>>>>

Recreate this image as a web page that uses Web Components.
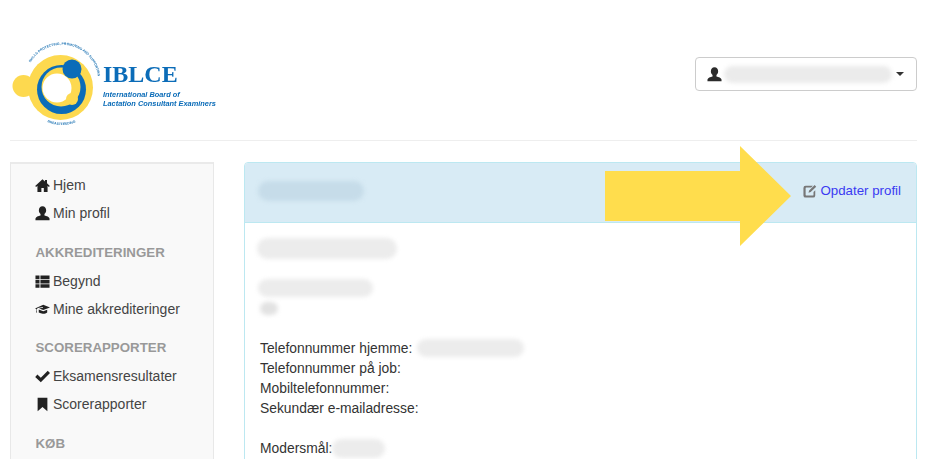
<!DOCTYPE html>
<html lang="da">
<head>
<meta charset="utf-8">
<title>IBLCE</title>
<style>
  html, body { margin: 0; height: 100%; overflow: hidden; background: #fff; }
  body { font: 14px/20px "Liberation Sans", Arial, sans-serif; color: #333; }
</style>
</head>
<body>
<app-page>
  <iblce-logo slot="logo"></iblce-logo>
  <user-menu slot="user"></user-menu>

  <side-nav slot="nav">
    <nav-item icon="home">Hjem</nav-item>
    <nav-item icon="user">Min profil</nav-item>
    <nav-heading>Akkrediteringer</nav-heading>
    <nav-item icon="list">Begynd</nav-item>
    <nav-item icon="cap">Mine akkrediteringer</nav-item>
    <nav-heading style="margin-top:15px">Scorerapporter</nav-heading>
    <nav-item icon="check">Eksamensresultater</nav-item>
    <nav-item icon="bookmark">Scorerapporter</nav-item>
    <nav-heading>Køb</nav-heading>
  </side-nav>

  <profile-panel slot="main">
    <blur-mark slot="title" w="106" h="20" tone="#c6dce9"></blur-mark>
    <profile-line><blur-mark w="140" h="21" style="margin-left:-3px"></blur-mark></profile-line>
    <profile-line></profile-line>
    <profile-line><blur-mark w="115" h="18" style="margin-left:-2px"></blur-mark></profile-line>
    <profile-line><blur-mark w="18" h="13" tone="#e2e2e2"></blur-mark></profile-line>
    <profile-line></profile-line>
    <profile-line>Telefonnummer hjemme:<blur-mark w="107" h="18" style="margin-left:5px"></blur-mark></profile-line>
    <profile-line>Telefonnummer på job:</profile-line>
    <profile-line>Mobiltelefonnummer:</profile-line>
    <profile-line>Sekundær e-mailadresse:</profile-line>
    <profile-line></profile-line>
    <profile-line>Modersmål:<blur-mark w="53" h="19"></blur-mark></profile-line>
  </profile-panel>

  <callout-arrow slot="overlay"></callout-arrow>
</app-page>

<script>
const ICONS = {
  home: '<path d="M8 1.2 .2 8.400l1 1.100L2.600 8.300V15h4.200v-4.400h2.600V15h4V8.300l1.400 1.200 1-1.100L12.800 5.600V2h-2.200v1.600z"/>',
  user: '<path d="M8 .3c-2.500 0-3.900 1.900-3.900 4.300 0 1.700.8 3.200 1.800 4v1.500c-2.300.6-5.100 1.500-5.400 3.100v2.100h15v-2.100c-.3-1.600-3.100-2.500-5.400-3.100V8.600c1-.8 1.800-2.300 1.800-4C11.900 2.200 10.500.3 8 .3z"/>',
  list: '<path d="M.5 1.500h4.300v3.800H.5zM5.800 1.500h9.700v3.800H5.800zM.5 6.200h4.300V10H.5zM5.800 6.200h9.700V10H5.800zM.5 10.900h4.300v3.800H.5zM5.800 10.900h9.700v3.800H5.800z"/>',
  cap: '<path d="M8.800 3 16 5.800 8.800 8.600 4.300 6.900 8.600 6.100 8.400 5.400 3 6.500 1.900 7.700 1.800 9.600 2.300 11.300 1.200 11.300 1.300 9.500 1.400 7.400 0 6.800zM4 8l4.800 1.900L13 8.200v3c-1.100 1-2.800 1.500-4.700 1.400-1.500-.1-3-.5-4.300-1.300z"/>',
  check: '<path d="M13.600 1.800 16 4.300 6.200 14.200 .2 8.400 2.600 5.900l3.600 3.400z"/>',
  bookmark: '<path d="M2.800 .8h10.400v14.400L8 10.600 2.800 15.200z"/>',
  edit: '<path d="M3 2h8.300L9.300 4H3.500a.5.500 0 0 0-.5.500v8a.5.500 0 0 0 .5.500h8a.5.500 0 0 0 .5-.5V9l2-2v6a2.500 2.500 0 0 1-2.500 2.500H3A2.500 2.500 0 0 1 .5 13V4.500A2.500 2.500 0 0 1 3 2zM13.300 1.200l1.800 1.800-6.300 6.200-2.500.7.700-2.500z"/>'
};

function iconSvg(name, size) {
  return `<svg viewBox="0 0 16 16" width="${size}" height="${size}" fill="currentColor" aria-hidden="true">${ICONS[name]}</svg>`;
}

class AppPage extends HTMLElement {
  connectedCallback() {
    this.attachShadow({ mode: 'open' });
    this.shadowRoot.innerHTML = `
      <style>
        :host { display: block; position: relative; height: 100vh; overflow: hidden; padding: 0 14px 0 10px; box-sizing: border-box; }
        header { display: flex; justify-content: space-between; align-items: flex-start; height: 140px; border-bottom: 1px solid #eee; }
        .logo-slot { padding-top: 43px; margin-left: 2px; }
        .user-slot { padding-top: 57px; }
        .columns { display: grid; grid-template-columns: 204px 1fr; column-gap: 30px; margin-top: 21px; }
        .overlay { position: absolute; left: 605px; top: 146px; }
      </style>
      <header>
        <div class="logo-slot"><slot name="logo"></slot></div>
        <div class="user-slot"><slot name="user"></slot></div>
      </header>
      <div class="columns">
        <slot name="nav"></slot>
        <slot name="main"></slot>
      </div>
      <div class="overlay"><slot name="overlay"></slot></div>
    `;
  }
}
customElements.define('app-page', AppPage);

class IblceLogo extends HTMLElement {
  connectedCallback() {
    this.attachShadow({ mode: 'open' });
    const gap = '&#160;'.repeat(16);
    this.shadowRoot.innerHTML = `
      <style>
        :host { display: block; width: 205px; height: 84px; }
        svg { display: block; overflow: visible; filter: blur(.35px); }
        .big { font: bold 24px "Liberation Serif", serif; fill: #0b6cb8; }
        .tag { font: italic bold 7.4px "Liberation Sans", sans-serif; fill: #0b6cb8; }
        .ring { font: bold 3.4px "Liberation Sans", sans-serif; fill: #1f74b4; }
      </style>
      <svg viewBox="0 0 205 84" width="205" height="84">
        <defs>
          <path id="ring" d="M18.500 19.500A36.500 36.500 0 0 1 85.500 46M33 78A37 37 0 0 0 70 76"/>
        </defs>
        <g transform="translate(-12,-43)">
          <circle cx="60.500" cy="87.500" r="32.500" fill="#fdd94f"/>
          <circle cx="23.500" cy="86" r="11" fill="#fdd94f"/>
          <circle cx="61.500" cy="89.500" r="24.500" fill="#0b6cb8"/>
          <circle cx="61" cy="87" r="19.500" fill="#fdd94f"/>
          <circle cx="57" cy="88" r="14.500" fill="#fff"/>
          <circle cx="72" cy="69" r="9.500" fill="#0b6cb8"/>
          <circle cx="72" cy="99" r="6" fill="#fdd94f"/>
        </g>
        <text class="ring"><textPath href="#ring">SKILLS PROTECTING, PROMOTING AND SUPPORTING${gap}BREASTFEEDING</textPath></text>
        <text class="big" x="91" y="39">IBLCE</text>
        <text class="tag" x="91" y="54">International Board of</text>
        <text class="tag" x="91" y="63">Lactation Consultant Examiners</text>
      </svg>
    `;
  }
}
customElements.define('iblce-logo', IblceLogo);

class UserMenu extends HTMLElement {
  connectedCallback() {
    this.attachShadow({ mode: 'open' });
    this.shadowRoot.innerHTML = `
      <style>
        :host { display: flex; align-items: center; box-sizing: border-box; width: 222px; height: 34px; padding: 0 11px; border: 1px solid #ccc; border-radius: 4px; background: #fff; color: #2b2b2b; }
        svg { flex: none; margin-right: 2px; }
        .caret { width: 0; height: 0; margin-left: 4px; border-top: 4px solid #333; border-left: 4px solid transparent; border-right: 4px solid transparent; }
      </style>
      ${iconSvg('user', 15)}
      <blur-mark w="168" h="17" tone="#ebebeb"></blur-mark>
      <span class="caret"></span>
    `;
  }
}
customElements.define('user-menu', UserMenu);

class SideNav extends HTMLElement {
  connectedCallback() {
    this.attachShadow({ mode: 'open' });
    this.shadowRoot.innerHTML = `
      <style>
        :host { display: block; box-sizing: border-box; height: 500px; padding: 7px 0 0 24px; background: #f9f9f9; border: 1px solid #e8e8e8; border-top: 2px solid #eaeaea; }
      </style>
      <slot></slot>
    `;
  }
}
customElements.define('side-nav', SideNav);

class NavItem extends HTMLElement {
  connectedCallback() {
    this.attachShadow({ mode: 'open' });
    this.shadowRoot.innerHTML = `
      <style>
        :host { display: flex; align-items: center; height: 28px; color: #444; white-space: nowrap; }
        svg { flex: none; margin-right: 3px; color: #222; }
      </style>
      ${iconSvg(this.getAttribute('icon'), 15)}
      <slot></slot>
    `;
  }
}
customElements.define('nav-item', NavItem);

class NavHeading extends HTMLElement {
  connectedCallback() {
    this.attachShadow({ mode: 'open' });
    this.shadowRoot.innerHTML = `
      <style>
        :host { display: block; margin: 16px 0 4px; padding-left: .5px; font-size: 13.3px; font-weight: bold; line-height: 20px; color: #999; text-transform: uppercase; white-space: nowrap; }
      </style>
      <slot></slot>
    `;
  }
}
customElements.define('nav-heading', NavHeading);

class ProfilePanel extends HTMLElement {
  connectedCallback() {
    this.attachShadow({ mode: 'open' });
    this.shadowRoot.innerHTML = `
      <style>
        :host { display: block; box-sizing: border-box; height: 500px; border: 1px solid #bce8f1; border-radius: 4px; background: #fff; }
        .head { display: flex; justify-content: space-between; align-items: center; height: 60px; box-sizing: border-box; padding: 0 15px 4px 13px; background: #d8ebf5; border-bottom: 1px solid #bce8f1; border-radius: 3px 3px 0 0; }
        a { display: flex; align-items: center; gap: 3px; font-size: 13.3px; color: #3a3af2; text-decoration: none; white-space: nowrap; }
        a svg { color: #777; }
        .body { padding: 15px 15px; }
      </style>
      <div class="head">
        <slot name="title"></slot>
        <a href="#">${iconSvg('edit', 14)}Opdater profil</a>
      </div>
      <div class="body"><slot></slot></div>
    `;
  }
}
customElements.define('profile-panel', ProfilePanel);

class ProfileLine extends HTMLElement {
  connectedCallback() {
    this.attachShadow({ mode: 'open' });
    this.shadowRoot.innerHTML = `
      <style>
        :host { display: flex; align-items: center; height: 20px; font-size: 13.85px; white-space: nowrap; }
      </style>
      <slot></slot>
    `;
  }
}
customElements.define('profile-line', ProfileLine);

class BlurMark extends HTMLElement {
  connectedCallback() {
    this.attachShadow({ mode: 'open' });
    const w = this.getAttribute('w');
    const h = this.getAttribute('h');
    const tone = this.getAttribute('tone') || '#ececec';
    this.shadowRoot.innerHTML = `
      <style>
        :host { display: block; flex: none; width: ${w}px; height: ${h}px; }
        div { width: 100%; height: 100%; border-radius: ${h / 2}px; background: ${tone}; filter: blur(2px); }
      </style>
      <div></div>
    `;
  }
}
customElements.define('blur-mark', BlurMark);

class CalloutArrow extends HTMLElement {
  connectedCallback() {
    this.attachShadow({ mode: 'open' });
    this.shadowRoot.innerHTML = `
      <style>
        :host { display: block; width: 186px; height: 100px; }
        svg { display: block; }
      </style>
      <svg viewBox="0 0 186 100" width="186" height="100">
        <polygon points="0,25 135,25 135,0 186,50 135,100 135,75 0,75" fill="#ffdd4d"/>
      </svg>
    `;
  }
}
customElements.define('callout-arrow', CalloutArrow);
</script>
</body>
</html>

<<<<

> [GIVEN EXERCISE] Go from the first line of the listing to the line holding "</side-nav>" and, please, transcribe those lines exactly, both included, with no pictures.

> [ANSWER IN FULL]
Recreate this image as a web page that uses Web Components.
<!DOCTYPE html>
<html lang="da">
<head>
<meta charset="utf-8">
<title>IBLCE</title>
<style>
  html, body { margin: 0; height: 100%; overflow: hidden; background: #fff; }
  body { font: 14px/20px "Liberation Sans", Arial, sans-serif; color: #333; }
</style>
</head>
<body>
<app-page>
  <iblce-logo slot="logo"></iblce-logo>
  <user-menu slot="user"></user-menu>

  <side-nav slot="nav">
    <nav-item icon="home">Hjem</nav-item>
    <nav-item icon="user">Min profil</nav-item>
    <nav-heading>Akkrediteringer</nav-heading>
    <nav-item icon="list">Begynd</nav-item>
    <nav-item icon="cap">Mine akkrediteringer</nav-item>
    <nav-heading style="margin-top:15px">Scorerapporter</nav-heading>
    <nav-item icon="check">Eksamensresultater</nav-item>
    <nav-item icon="bookmark">Scorerapporter</nav-item>
    <nav-heading>Køb</nav-heading>
  </side-nav>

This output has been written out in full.